In short, Kanag-isveran is asking the courts to interpret the law in favour of the CJ to remove and deny Parliament the right to exercise its option which it had exercised in the past on matters of impeachment ( e.g., President Premadasa). He is saying, in other words, that it is the courts that is competent to judge the misconduct of the judges (and in this case the very head of the courts) and not Parliament which is legally empowered to do so. His argument is summed up in the pithy Sinhalese idiom which says:”horagay amma-gen pay-na ahanna wagai.”

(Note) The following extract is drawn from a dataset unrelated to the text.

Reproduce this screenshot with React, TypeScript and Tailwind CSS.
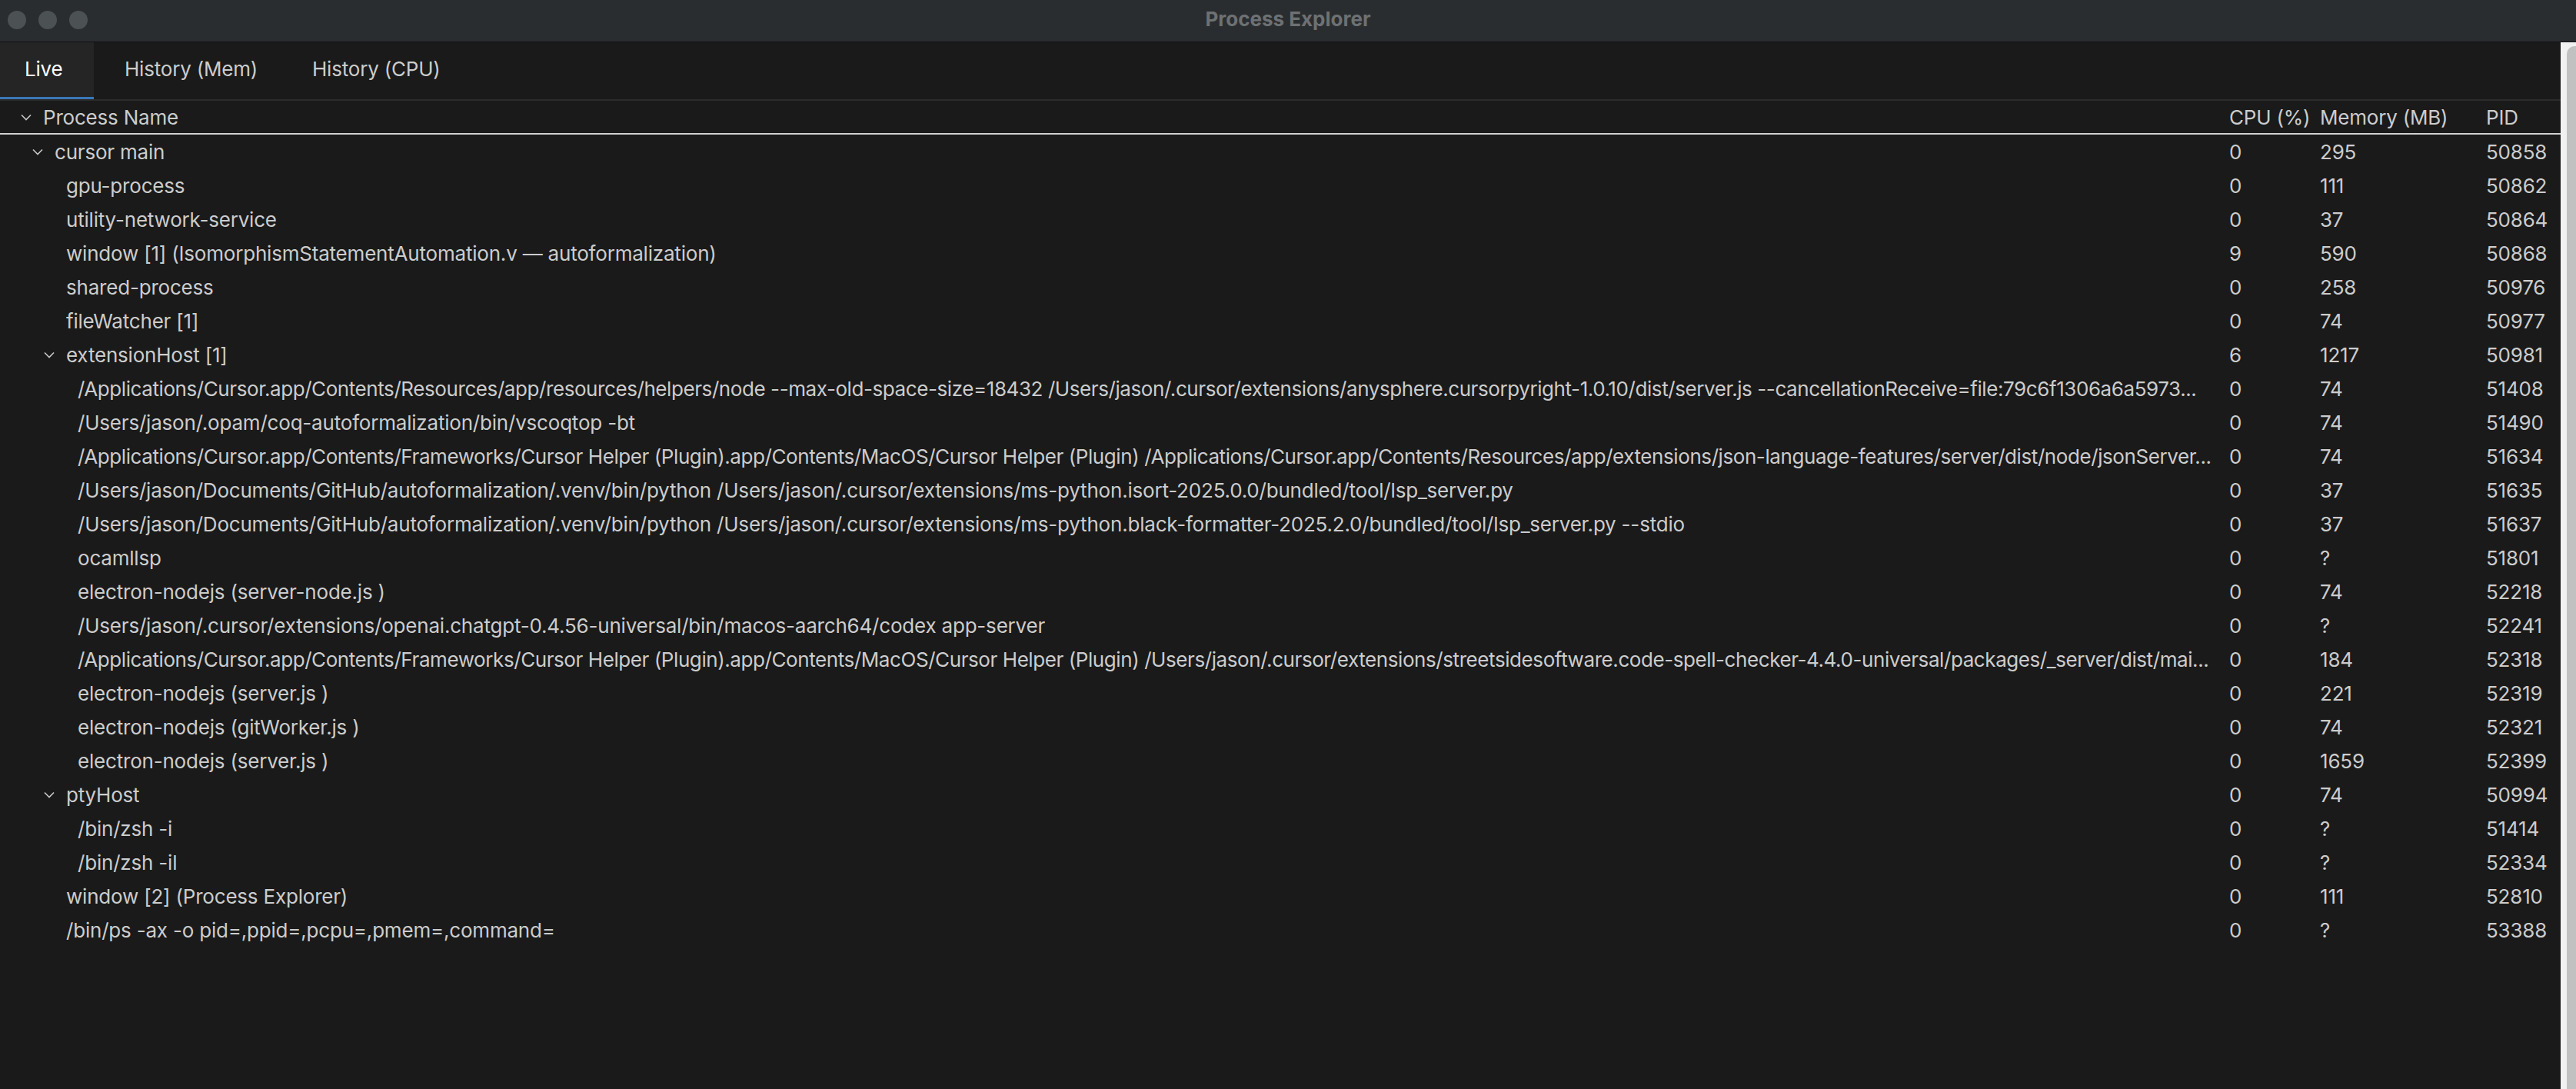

In any case, both the courts and Parliament can be accused of political partisanship. But since the impeachment involves the head of the judiciary, who appoints the judges who would sit in judgment over her, can the transfer of the hearing to courts make it seen to be more impartial and just than the Parliament? If the conduct of KKKKs in Hulftsdorp is any indication of the political tilt of the legal fraternity -- particularly with the CJ lapping up the adulation and the poojas -- then the courts must be written off as a fair and just means of hearing the case against the CJ.

In summary, lawyer Kang-iswaran’s argument amounts simply to this: we have been playing tennis so far with a net in the middle, but for the sake of the CJ we must now play tennis without the obstructing net.

This poses a serious question to the CJ: should she play tennis like all others with a net in the middle as required by the rules of the game or get out of courts?